General Discussion
In reply to the discussion: Do We Really Know That Cats Kill By The Billions? Not So Fast [View all]Feron
(2,063 posts)Right now I have two indoor cats and one indoor/outdoor cat.
The eldest cat is only indoor/outdoor because she is the oldest and has always been that way. Rosie is only a threat to lizards and doesn't go out much anyway. I'm hoping to gradually ease her into being indoor only as she ages.
Wildlife concerns aside, indoor cats are a lot less stress and cost less to keep healthy.
You don't have to worry about (which have all happened to me/my family):
-An asshole shooting your cat with a pellet/BB gun and giving your cat an infected wound.
-Neighborhood dog mauling your cat to death
-Your cat getting into the trash after the possums finished pawing through it and getting sick because of it.

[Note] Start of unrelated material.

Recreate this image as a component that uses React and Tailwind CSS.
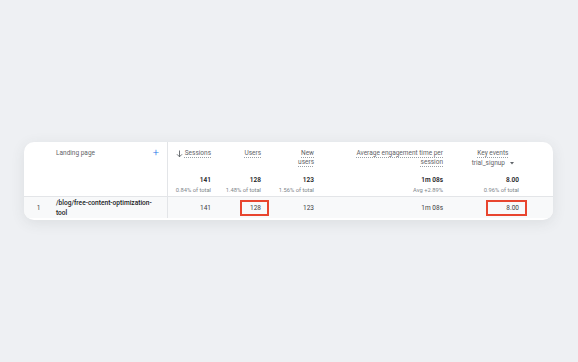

-Your cat getting into a fight. And then getting an abscess which takes off a large chunk of your cat's flesh. This happens repeatedly.
-Your neutered male cat encounters another male. Must. Spray.Everything.
-Waking up at 3 am to the sweet sounds of dueling cat falsettos.
-The goddamned cat door which is no more. And having to wrestle away prey my cat has delivered inside. Worst: live baby copperhead. How my cat didn't get injured I don't know. Weirdest: A live crawfish. Most disgusting: A decapitated and half-eaten squirrel I found in my bedroom. Got the most exercise trying to catch it: toss up between the garter snake and the mouse my cat dropped in the dining room unscathed.
-Uninvited cats coming in through the cat door. I did catch the neighborhood stray when the cat door malfunctioned and it got stuck in my house. Animal control picked him up.
-Sick cat wandering off. One came back and was euthanized after a month of unsuccessful treatments for what we believe was probably a hereditary liver problem. The other cat, Kramer, wandered off never to return. He was elderly and was going down from old age issues. In hindsight I think his life inside would have been better and a lot less stressful. FWIW, he was 16.
-Wild animals attacking and/or killing your cat.
Anyhow I think that a better approach for bird enthusiasts is to educate cat owners on how to enrich your indoor environment. It's a least a start.
I don't think that the knee jerk "cats bad" approach some overzealous birders have is productive. It just puts cat owners on the defensive and nothing changes.